We’ll touch upon this a little more in just a moment. 

Comparing and Contrasting Yeshua’s Gospel with Paul’s Gospel 

Shaul uses the phrase “according to my gospel” in several other places in his writings that include Romans 16:25; 2 Timothy 2:8; cf. 2 Corinthians 4:3; 1 Thessalonians 1:5; 2 Thessalonians 2:14

Was Paul’s Gospel different from the Gospel that Yeshua, John the Immerser and the other 11 Apostles proclaimed and taught? 

The Gospel that Paul claimed as his own was essentially the same gospel that his Master Yeshua taught, but from a slightly different angle. (And I’ll talk more on this in my summary.) 
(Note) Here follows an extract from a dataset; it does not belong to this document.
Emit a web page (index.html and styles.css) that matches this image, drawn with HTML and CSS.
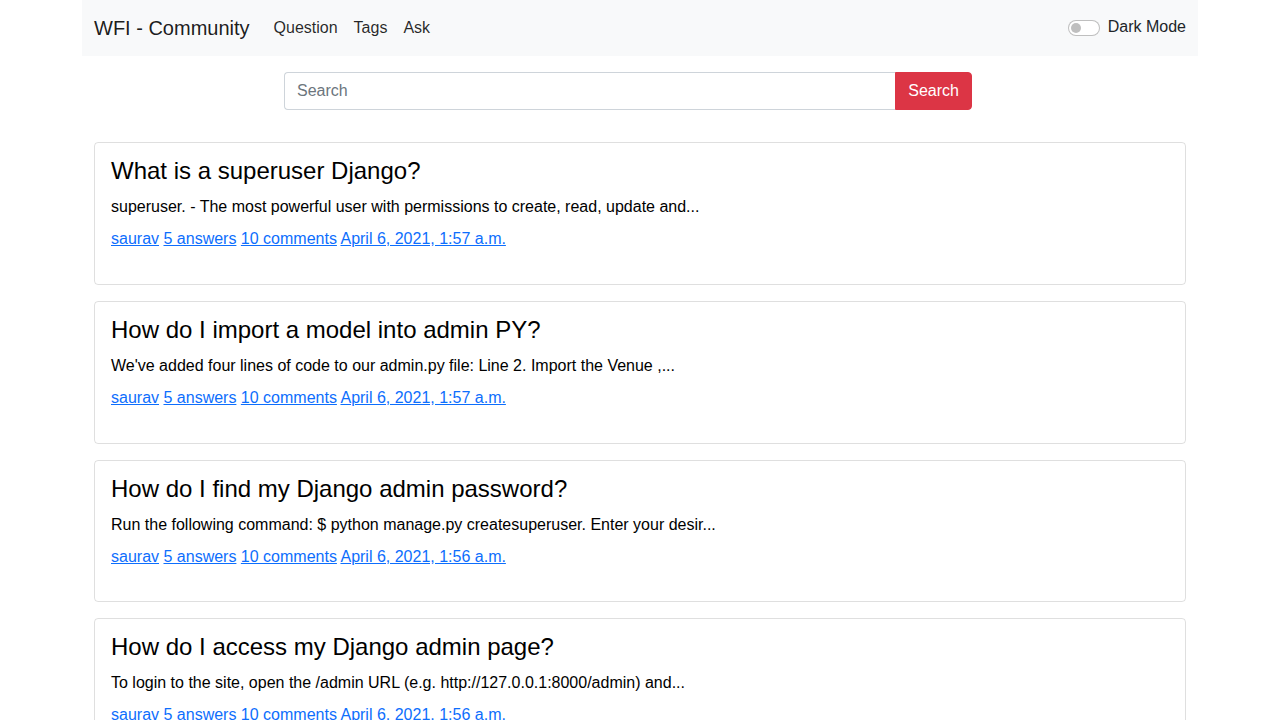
FILE: index.html
```html
<!DOCTYPE html>
<html lang="en">
<head>
<meta charset="utf-8">
<title>WFI - Community</title>
<link rel="stylesheet" href="styles.css">
</head>
<body>
<div class="container">
  <nav class="navbar">
    <div class="nav-left">
      <a class="brand" href="#">WFI - Community</a>
      <ul class="nav-links">
        <li><a href="#">Question</a></li>
        <li><a href="#">Tags</a></li>
        <li><a href="#">Ask</a></li>
      </ul>
    </div>
    <label class="switch">
      <span class="switch-track"><span class="switch-knob"></span></span>
      <span class="switch-label">Dark Mode</span>
    </label>
  </nav>

  <div class="content">
    <form class="search-form">
      <input class="search-input" type="text" placeholder="Search">
      <button class="search-btn" type="button">Search</button>
    </form>

    <div class="card">
      <h4 class="card-title">What is a superuser Django?</h4>
      <p class="card-text">superuser. - The most powerful user with permissions to create, read, update and...</p>
      <p class="card-meta"><a href="#">saurav</a> <a href="#">5 answers</a> <a href="#">10 comments</a> <a href="#">April 6, 2021, 1:57 a.m.</a></p>
    </div>

    <div class="card">
      <h4 class="card-title">How do I import a model into admin PY?</h4>
      <p class="card-text">We've added four lines of code to our admin.py file: Line 2. Import the Venue ,...</p>
      <p class="card-meta"><a href="#">saurav</a> <a href="#">5 answers</a> <a href="#">10 comments</a> <a href="#">April 6, 2021, 1:57 a.m.</a></p>
    </div>

    <div class="card">
      <h4 class="card-title">How do I find my Django admin password?</h4>
      <p class="card-text">Run the following command: $ python manage.py createsuperuser. Enter your desir...</p>
      <p class="card-meta"><a href="#">saurav</a> <a href="#">5 answers</a> <a href="#">10 comments</a> <a href="#">April 6, 2021, 1:56 a.m.</a></p>
    </div>

    <div class="card">
      <h4 class="card-title">How do I access my Django admin page?</h4>
      <p class="card-text">To login to the site, open the /admin URL (e.g. http://127.0.0.1:8000/admin) and...</p>
      <p class="card-meta"><a href="#">saurav</a> <a href="#">5 answers</a> <a href="#">10 comments</a> <a href="#">April 6, 2021, 1:56 a.m.</a></p>
    </div>
  </div>
</div>
</body>
</html>
```
FILE: styles.css
```css
* { box-sizing: border-box; }
html, body {
  margin: 0;
  padding: 0;
  background: #fff;
  color: #212529;
  font-family: "Liberation Sans", Arial, sans-serif;
  font-size: 16px;
  line-height: 1.5;
}
.container {
  width: 1140px;
  margin: 0 auto;
  padding: 0 12px;
}
.navbar {
  height: 56px;
  background: #f8f9fa;
  padding: 0 12px;
  display: flex;
  align-items: center;
  justify-content: space-between;
}
.nav-left {
  display: flex;
  align-items: center;
}
.brand {
  font-size: 20px;
  color: rgba(0,0,0,0.9);
  text-decoration: none;
  margin-right: 16px;
  padding: 5px 0;
}
.nav-links {
  list-style: none;
  margin: 0;
  padding: 0;
  display: flex;
}
.nav-links a {
  display: block;
  padding: 8px;
  color: rgba(0,0,0,0.85);
  text-decoration: none;
}
.switch {
  display: flex;
  align-items: center;
}
.switch-track {
  width: 32px;
  height: 16px;
  border: 1px solid rgba(0,0,0,0.25);
  border-radius: 8px;
  background: #fff;
  display: flex;
  align-items: center;
  padding-left: 2px;
  margin-right: 8px;
}
.switch-knob {
  width: 10px;
  height: 10px;
  border-radius: 50%;
  background: #bfbfbf;
}
.switch-label {
  color: #212529;
  padding-bottom: 2px;
}
.content {
  padding: 16px 12px 0;
}
.search-form {
  display: flex;
  width: 688px;
  margin-left: 190px;
  margin-bottom: 32px;
}
.search-input {
  flex: 1;
  height: 38px;
  border: 1px solid #ced4da;
  border-right: none;
  border-radius: 4px 0 0 4px;
  padding: 6px 12px;
  font-family: inherit;
  font-size: 16px;
  color: #212529;
  outline: none;
}
.search-input::placeholder { color: #6c757d; }
.search-btn {
  height: 38px;
  background: #dc3545;
  border: 1px solid #dc3545;
  color: #fff;
  border-radius: 0 4px 4px 0;
  padding: 6px 12px;
  font-family: inherit;
  font-size: 16px;
}
.card {
  border: 1px solid rgba(0,0,0,0.125);
  border-radius: 4px;
  padding: 14.2px 16px 16.6px;
  margin-bottom: 16px;
}
.card-title {
  font-size: 24px;
  font-weight: 400;
  line-height: 1.2;
  margin: 0 0 9.2px;
  color: #000;
}
.card-text {
  margin: 0 0 8px;
  color: #000;
}
.card-meta {
  margin: 0 0 16px;
}
.card-meta a {
  color: #0d6efd;
  text-decoration: underline;
}
```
Shaul’s gospel was one that proclaimed salvation had come to humanity—all of humanity in fact. Not just to the Jew, although because of the covenant that YHVH had established with Avraham and his seed. The gospel would be offered to the Jew first—but salvation was available to all who would seek to have a true and substantive relationship with the Creator of the Universe and be grafted in to the commonwealth—the promises—given to Yisrael by the Eternal. 
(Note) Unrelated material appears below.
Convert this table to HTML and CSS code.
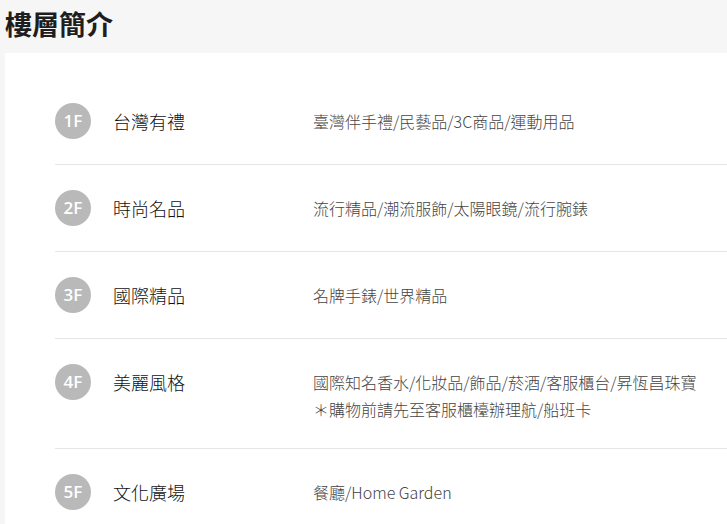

Messianic Commentator Tim Hegg of torahresource.com points out that Shaul’s gospel features a singular salvation for both Jew and Gentile alike. There is no two-ways to Elohim as some have erroneously postulated over the centuries. Thus, Shaul’s gospel introduced a unified salvation as well as a unified judgment that will befall both classes of people. The standard by which this judgment will be based is Torah. And this was alluded to by the apostle earlier on in this same 2nd chapter when he wrote: 

“For all who have sinned without the Torah will also perish without the Torah; and all who have sinned under the Torah will be judged by the Torah” (2:12).

 Specifics of Paul’s Gospel Message

Scripturally speaking, what does Shaul’s Gospel consist of or what does it look like? Well, Shaul believed that he had been entrusted with this sacred thing—this gospel (1 Timothy 1:11) that he boldly named as “my gospel.” And clearly the apostle believed wholeheartedly that this gospel was not something created or made up by any human, but was something that was passed down to him by His Master Yeshua Messiah and he, Shaul, was specifically commissioned to deliver it to the nation-peoples of the 1st-century Greco-Roman world (Galatians 1:11-12; Acts 20:24; Romans 1:1). And Shaul was emphatic in the belief that Yeshua Himself passed down to him this gospel that formed the foundation of his evangelistic ministry. This central truth of the origin of his gospel coming from the glorified Yeshua Himself legitimized, not only his teachings and writings, but also his authority as a bonafide, Yeshua-commissioned apostle of the first order. 

Digging deeper, we find that Shaul’s gospel was one of God’s grace being made available to the whole of Yah’s human creation through the work of Yeshua Messiah, not just to those of Jewish descent (Acts 20:24b; Romans 1:9)

We also learn from Shaul that his gospel reveals a central truth that the Creator of the Universe has appointed His risen and glorified Son, Yeshua Messiah, to be the righteous judge of the quick and the dead (Acts 10:42; 17:31). And every work and every secret thing, be it good or evil, will be revealed and judged accordingly by Him (Ecclessiastes 12:14; 2 Timothy 2:8). 

Shaul’s gospel asserts that Yeshua was raised from the dead. And His resurrection foreshadowed the resurrection that every true Child of Yah who falls asleep (that is, who enters into physical death) prior to Yeshua’s return, will experience (2 Timothy 2:8). Thus the resurrection of the dead in Messiah factors greatly into Shaul’s gospel. 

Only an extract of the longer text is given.